Os grandes vencedores da noite ( para além do PS ) foram assim o Chega e a IL. O Chega porque se tornou na 3ª força política e vai ter no Governo um partido que lhes permite continuar a surfar a onda populista. Não me parece que a solução “cordão sanitário” vá resolver o problema. Acho até que o pode agudizar. Estas ideias combatem-se deixando que os próprios intervenientes se espalhem nas suas funções e não que se tornem mártires. Quanto à Iniciativa Liberal terá na AR um grupo de deputados forte e dinâmico com ideias claras que cativam os mais jovens e os empresários, em matéria de impostos, reformas e crescimento económico.

À esquerda todos sofreram com o voto útil. O PAN fragilizado pelas polémicas de Inês Sousa Real e o PCP com uma mensagem cada vez mais desatualizada perderam expressão, mas foi o Bloco de Esquerda ( que continua em negação ) quem teve a derrota mais expressiva. Partidos de alas mais radicais tendem a perder algum efeito quando passam a fazer parte de soluções governativas e os portugueses não lhes perdoaram o fim da Geringonça.

Por fim o PS. Numa população que conta com cerca de 35% de pensionistas e 10% de funcionários públicos o medo da mudança e dos cortes foram motivos mais do que suficientes para tirar muitos do sofá e desequilibrar a balança de votos. Terá agora uma oportunidade única para deixar marca, sem entraves nem desculpas. Fica a dúvida se optará por governar mais à esquerda numa espécie de estado providência ou se apostará no crescimento económico e na produção, num país cada vez mais entregue à cauda da Europa e que precisa urgentemente de reformas que o tornem mais competitivo, dinâmico e inovador.

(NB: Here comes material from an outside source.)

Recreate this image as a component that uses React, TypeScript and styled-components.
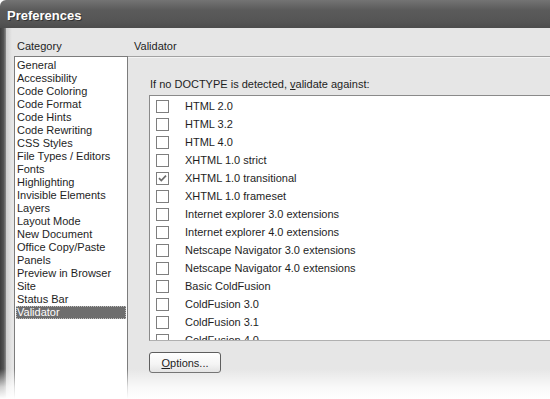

Uma nota final para a injustiça do sistema eleitoral onde uns contam mais do que outros. Não me parece justo que um partido com 85 mil votos não eleja um único deputado e que outros o consigam fazer com cerca de 20 mil. É fundamental reformá-lo, o que pode muito bem passar pela criação de um circulo de compensação nacional que permita uma melhor distribuição dos lugares e que traga mais justiça à respetiva representatividade dos votos conseguidos.